I guess people are misinterpreting my post. I said I mainly published my scripts so my kids will have them in solid form when I'm not around anymore.
I thought of sending them to producers, but I probably won't. And I do think the public might be interested in reading scripts. I personally love the format of scriptwriting, and would appreciate seeing it become more well known.
I've been writing scripts since 1994, but I live in Deadsville, USA, and it's very hard to get connections out here. I've had so many near misses in the sales category that it isn't funny anymore
So, please don't talk down to me like I'm some thirteen year old who doesn't know anything about scriptwriting.
I just wondered if anyone else had published their scripts.

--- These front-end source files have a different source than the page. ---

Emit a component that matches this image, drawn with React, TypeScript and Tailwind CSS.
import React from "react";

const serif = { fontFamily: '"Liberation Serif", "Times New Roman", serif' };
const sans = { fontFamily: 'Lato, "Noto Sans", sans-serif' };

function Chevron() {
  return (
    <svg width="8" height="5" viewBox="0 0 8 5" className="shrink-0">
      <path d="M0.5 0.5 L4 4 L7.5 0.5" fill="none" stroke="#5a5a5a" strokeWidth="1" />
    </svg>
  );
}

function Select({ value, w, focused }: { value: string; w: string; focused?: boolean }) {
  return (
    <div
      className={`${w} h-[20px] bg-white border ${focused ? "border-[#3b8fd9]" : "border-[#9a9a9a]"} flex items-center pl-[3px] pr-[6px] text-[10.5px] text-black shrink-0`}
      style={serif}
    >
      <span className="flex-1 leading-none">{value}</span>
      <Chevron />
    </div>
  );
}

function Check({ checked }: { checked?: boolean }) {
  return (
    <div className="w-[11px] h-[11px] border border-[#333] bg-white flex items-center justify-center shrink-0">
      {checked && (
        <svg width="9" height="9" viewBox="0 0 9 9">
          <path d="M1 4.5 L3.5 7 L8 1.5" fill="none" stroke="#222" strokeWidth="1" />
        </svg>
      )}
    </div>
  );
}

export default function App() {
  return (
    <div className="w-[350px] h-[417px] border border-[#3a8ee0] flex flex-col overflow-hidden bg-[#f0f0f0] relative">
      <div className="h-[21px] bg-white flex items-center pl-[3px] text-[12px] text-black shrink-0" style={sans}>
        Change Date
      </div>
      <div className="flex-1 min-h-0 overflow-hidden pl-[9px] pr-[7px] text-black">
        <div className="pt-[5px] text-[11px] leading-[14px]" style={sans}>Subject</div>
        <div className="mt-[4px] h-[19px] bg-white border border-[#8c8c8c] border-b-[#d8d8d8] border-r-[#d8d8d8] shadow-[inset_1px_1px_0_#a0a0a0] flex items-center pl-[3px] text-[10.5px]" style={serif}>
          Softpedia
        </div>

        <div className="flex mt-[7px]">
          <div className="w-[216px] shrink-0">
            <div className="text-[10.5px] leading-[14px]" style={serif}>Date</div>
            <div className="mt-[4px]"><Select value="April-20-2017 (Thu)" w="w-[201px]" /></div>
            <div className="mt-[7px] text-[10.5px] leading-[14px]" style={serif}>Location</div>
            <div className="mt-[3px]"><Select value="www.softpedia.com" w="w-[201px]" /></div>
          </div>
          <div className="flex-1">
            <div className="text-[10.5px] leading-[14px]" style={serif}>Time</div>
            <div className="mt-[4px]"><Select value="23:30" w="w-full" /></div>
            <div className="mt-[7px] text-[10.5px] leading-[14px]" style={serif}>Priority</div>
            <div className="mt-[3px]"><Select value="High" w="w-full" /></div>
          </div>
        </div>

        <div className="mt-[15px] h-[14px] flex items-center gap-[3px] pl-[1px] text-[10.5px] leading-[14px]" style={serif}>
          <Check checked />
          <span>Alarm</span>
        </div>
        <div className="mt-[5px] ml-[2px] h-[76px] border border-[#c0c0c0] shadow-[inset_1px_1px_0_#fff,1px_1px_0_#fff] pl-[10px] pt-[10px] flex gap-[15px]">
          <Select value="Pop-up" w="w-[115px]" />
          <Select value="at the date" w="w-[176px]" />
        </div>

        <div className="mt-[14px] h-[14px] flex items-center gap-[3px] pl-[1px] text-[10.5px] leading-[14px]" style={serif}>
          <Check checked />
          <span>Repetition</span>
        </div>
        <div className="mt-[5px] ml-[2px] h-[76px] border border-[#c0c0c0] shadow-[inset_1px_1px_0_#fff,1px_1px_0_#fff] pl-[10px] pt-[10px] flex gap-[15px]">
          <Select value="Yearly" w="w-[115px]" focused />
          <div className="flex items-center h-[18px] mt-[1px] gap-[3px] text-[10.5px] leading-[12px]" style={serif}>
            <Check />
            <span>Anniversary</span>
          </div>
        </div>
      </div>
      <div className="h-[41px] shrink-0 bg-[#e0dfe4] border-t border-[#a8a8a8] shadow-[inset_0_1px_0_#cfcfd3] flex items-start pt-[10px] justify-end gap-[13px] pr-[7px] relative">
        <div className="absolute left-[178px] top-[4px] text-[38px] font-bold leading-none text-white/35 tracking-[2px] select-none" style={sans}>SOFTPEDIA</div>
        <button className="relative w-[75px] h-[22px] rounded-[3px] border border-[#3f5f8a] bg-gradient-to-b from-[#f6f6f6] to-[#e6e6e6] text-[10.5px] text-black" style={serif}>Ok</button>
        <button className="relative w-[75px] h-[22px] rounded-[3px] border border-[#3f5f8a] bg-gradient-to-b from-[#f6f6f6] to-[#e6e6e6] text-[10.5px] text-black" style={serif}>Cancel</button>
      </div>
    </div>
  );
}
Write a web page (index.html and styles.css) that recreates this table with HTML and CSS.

Charles Deemer is a playwright and scriptwriter who I believe is also a professor who teaches scriptwriting, and he has published his scripts at lulu.com, so I'm not the only person who thought it was a good idea.
With all due respect, you were the one who suggested that publishing your screenplay might be a way of getting it sold -- by which I assume you mean bought by a production company and made into a movie.
No one who has any real experience in this business would believe that.
re-writing it as a novel and getting it published -- that might help.
Re-writing it and getting it published as a Graphic novel -- ditto, that might also help.
Those thing would help even more if the novel or the graphic novel was a big success.
But taking the naked screenplay and simply publishing it, by itself -- that is not going to help you sell your screenplay.
Now, if your goal is to simply have something in print -- anybody can do that, especially if you don't really care how many or how few copies you sell.
What we're talking about (whatever name they may give to it) is a vanity press publication. That is, you pay them (whoever they are) and they publish it.
If your only goal is to memorialize your work in some finished form so that you can have it for your kids -- go ahead, why not?
If you have larger ambitions -- of reaching a wider audience, or of using this as a means to getting your work produced, I don't see that there's any real potential for doing that.
In some ways, because you'd be exposing the script, it may actually hurt the chances of selling it.
But you mentioned your interest in anime, and while I have no idea what the subject of your screenplay is, the possibility of adapting it to graphic novel form and selling it in that way is something that you might seriously consider.
A producer I've known for years who recently produced a script of mine approached me about some scripts that I wrote many years ago that I was never able to sell. He'd formed his own comic book company and through that company we're now turning those screenplays into graphic novels -- and if those books sell well we may very well be able to go back and promote the underlying screenplays, which failed to sell, because they will then have a pre-existing audience. In effect, the material will be "pre-sold."